- Collins in 1975
- Born: March 9, 1931 Plaisance, Louisiana, US
- Died: April 8, 1989 (aged 58) Orinda, California, US
- Education: Southern University University of Iowa
- Scientific career
- Fields: Mycology
- Workplaces: Queens College Southern University Wayne State University University of California, Berkeley
- Thesis: Heterothallism and Homothallism in Two Myxomycetes (1961)
- Doctoral advisor: Constantine J. Alexopoulos

= O'Neil Ray Collins =

American mycologist (1931–1989)

O'Neil Ray Collins (March 9, 1931 – April 8, 1989) was an American botanist, mycologist and specialist in slime-mold genetics.

==Early life==
Collins was born in Plaisance, Louisiana, on March 9, 1931, and graduated from the local high school in 1948. After serving the United States Army in Europe, he earned his Bachelor of Science degree in botany in January 1957 from Southern University.
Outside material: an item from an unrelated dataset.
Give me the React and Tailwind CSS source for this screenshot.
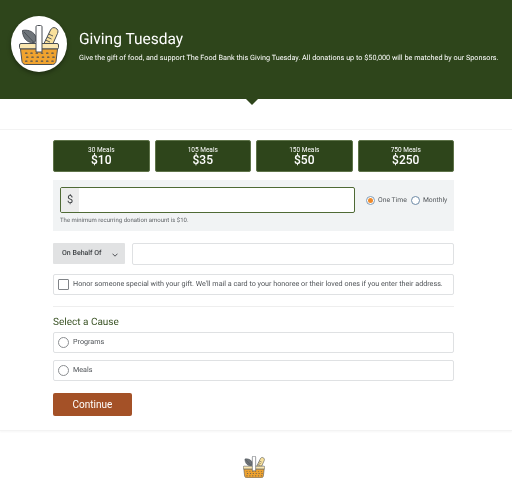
const amounts = [
  { meals: "30 Meals", price: "$10" },
  { meals: "105 Meals", price: "$35" },
  { meals: "150 Meals", price: "$50" },
  { meals: "750 Meals", price: "$250" },
];

function Basket({ className }) {
  const holes = [];
  [55, 63, 71].forEach((y, row) => {
    for (let i = 0; i < 6; i++) {
      holes.push(<rect key={`${row}-${i}`} x={12 + i * 10.500 + (row % 2) * 2} y={y} width="5" height="2.500" rx="1.200" fill="#4a4f55" />);
    }
  });
  return (
    <svg className={className} viewBox="0 0 80 80" aria-hidden="true">
      <path d="M7 11c9-2 20 1 25 9 3 5 2 11-1 15-8 1-16-2-20-9-3-5-4-10-4-15z" fill="#6f757a" stroke="#4a4f55" strokeWidth="2" />
      <path d="M10 14l19 20" stroke="#3f4449" strokeWidth="1.500" />
      <path d="M50 37l13-27c2-4 6-6 10-4 5 2 6 7 4 11L68 37z" fill="#f8e09c" stroke="#4a4f55" strokeWidth="2" />
      <path d="M59 18l9 4M56 24l9 4M53 30l9 4" stroke="#4a4f55" strokeWidth="1.800" />
      <rect x="1" y="37" width="78" height="11" rx="3" fill="#fbe7b0" stroke="#4a4f55" strokeWidth="2" />
      <path d="M3 48h74l-3 25c-.5 3-3 6-7 6H13c-4 0-6.500-3-7-6z" fill="#f0a32f" stroke="#4a4f55" strokeWidth="2" />
      {holes}
      <path d="M34 54V4c0-2 1-3 3-3h6c2 0 3 1 3 3v50z" fill="#fff" stroke="#4a4f55" strokeWidth="2" />
    </svg>
  );
}

function Radio({ checked }) {
  return (
    <span className={`flex h-[9px] w-[9px] shrink-0 items-center justify-center rounded-full border bg-white ${checked ? "border-[#7f9cb8]" : "border-[#6d8aa6]"}`}>
      {checked && <span className="h-[5px] w-[5px] rounded-full bg-[#ee8a2c]" />}
    </span>
  );
}

function CauseRow({ label }) {
  return (
    <div className="flex h-[21px] items-center gap-[4px] rounded-[2px] border border-[#dfe1e3] bg-white pl-[4px]">
      <span className="h-[11px] w-[11px] shrink-0 rounded-full border-[1.500px] border-[#8b8e91] bg-white" />
      <span className="text-[7.200px] text-[#4f5357]">{label}</span>
    </div>
  );
}

export default function App() {
  return (
    <div className="min-h-[481px] overflow-hidden bg-white font-['Roboto',sans-serif] [text-rendering:geometricPrecision] [will-change:transform]">
      <header className="relative flex h-[99px] items-start gap-[12px] bg-[#2e451b] pl-[11px] pt-[16px]">
        <div className="flex h-[56px] w-[56px] shrink-0 items-center justify-center rounded-full bg-white pt-[2px] shadow-[0_2px_4px_rgba(0,0,0,0.35)]">
          <Basket className="h-[40px] w-[40px]" />
        </div>
        <div className="pt-[13px] text-white">
          <h1 className="text-[15.500px] leading-[20px]">Giving Tuesday</h1>
          <p className="mt-[4px] whitespace-nowrap text-[7.260px] leading-[10px]">
            Give the gift of food, and support The Food Bank this Giving Tuesday. All donations up to $50,000 will be matched by our Sponsors.
          </p>
        </div>
        <span className="absolute left-[246px] top-[99px] h-0 w-0 border-x-[6px] border-t-[6px] border-x-transparent border-t-[#2e451b]" />
      </header>

      <main className="mt-[30px] border-y border-y-[#f3f3f3] px-[53px] pb-[14px] pt-[10px] shadow-[0_1px_2px_rgba(0,0,0,0.04)]">
        <div className="w-[401px]">
          <div className="grid grid-cols-4 gap-[5px]">
            {amounts.map((a) => (
              <button key={a.price} type="button" className="flex h-[32px] flex-col items-center justify-center rounded-[2px] border border-[#5e7349] bg-[#2e451b] text-white">
                <span className="text-[6.500px] leading-[8px]">{a.meals}</span>
                <span className="text-[12px] font-medium leading-[13px]">{a.price}</span>
              </button>
            ))}
          </div>

          <div className="mt-[8px] h-[51px] bg-[#f1f3f4] px-[7px] pt-[7px]">
            <div className="flex items-center">
              <div className="flex h-[26px] w-[295px] shrink-0 overflow-hidden rounded-[2px] border-[1.500px] border-[#4f6a35] bg-white">
                <span className="flex w-[18px] items-center justify-center bg-[#ececec] text-[11px] text-[#3c3f42]">$</span>
              </div>
              <div className="ml-[11px] flex items-center gap-[3px] whitespace-nowrap text-[6.800px] text-[#55595d]">
                <Radio checked />
                <span className="mr-[1px]">One Time</span>
                <Radio />
                <span>Monthly</span>
              </div>
            </div>
            <p className="mt-[4px] text-[6px] leading-[8px] text-[#5f6367]">The minimum recurring donation amount is $10.</p>
          </div>

          <div className="mt-[12px] flex gap-[7px]">
            <div className="flex h-[21px] w-[72px] items-center rounded-[1px] bg-[#e1e2e3] pl-[9px] text-[7px] font-medium text-[#3f4346]">
              <span>On Behalf Of</span>
              <svg className="ml-[10px] mt-[3px] h-[4px] w-[6px]" viewBox="0 0 6 4" fill="none" aria-hidden="true">
                <path d="M.5.7 3 3.200 5.500.7" stroke="#3f4346" strokeWidth="0.9" />
              </svg>
            </div>
            <div className="h-[22px] flex-1 rounded-[2px] border border-[#dfe1e3] bg-white" />
          </div>

          <div className="mt-[9px] flex h-[21px] items-center gap-[4px] rounded-[2px] border border-[#dfe1e3] bg-white pl-[4px]">
            <span className="h-[11px] w-[11px] shrink-0 rounded-[1px] border-[1.500px] border-[#808387] bg-white" />
            <span className="whitespace-nowrap text-[7.200px] text-[#4f5357]">
              Honor someone special with your gift. We'll mail a card to your honoree or their loved ones if you enter their address.
            </span>
          </div>

          <div className="mt-[11px] h-px bg-[#eeeeee]" />

          <h2 className="mt-[10px] text-[10px] leading-[12px] text-[#3a5325]">Select a Cause</h2>

          <div className="mt-[3px] flex flex-col gap-[7px]">
            <CauseRow label="Programs" />
            <CauseRow label="Meals" />
          </div>

          <button type="button" className="mt-[12px] h-[23px] w-[79px] rounded-[2px] bg-[#a45127] text-[10px] text-white">
            Continue
          </button>
        </div>
      </main>

      <footer className="flex justify-center pr-[5px] pt-[25px]">
        <Basket className="h-[22px] w-[22px]" />
      </footer>
    </div>
  );
}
His interest in mycology was cultivated by Lafayette Frederick, a professor at Southern. Collins later attended the University of Iowa and studied under Constantine J. Alexopoulos, receiving his master's in 1959 and doctorate in 1961. His thesis involved the study of slime-molds in the genera Physarum and Didymium.

==Career==
In 1961, Collins began his teaching career at Queens College. He concurrently conducted research on Didymium with Ian Kenneth Ross at Yale. Collins accepted a faculty position at Southern University in 1963, and in 1965, he moved to Wayne State University in Detroit.

In 1968, Collins became the first black faculty member in the Botany Department of the University of California, Berkeley. He was Associate Dean of the Graduate Division and helped develop the Graduate Minority Program. He became a Miller Research Professor in 1974, and served as Chairman of the Department of Botany from 1976 to 1981.

Collins died on April 8, 1989, aged 58, in Orinda, California. At the time of his death, he was the only African-American biologist to have held a tenured position at Berkeley.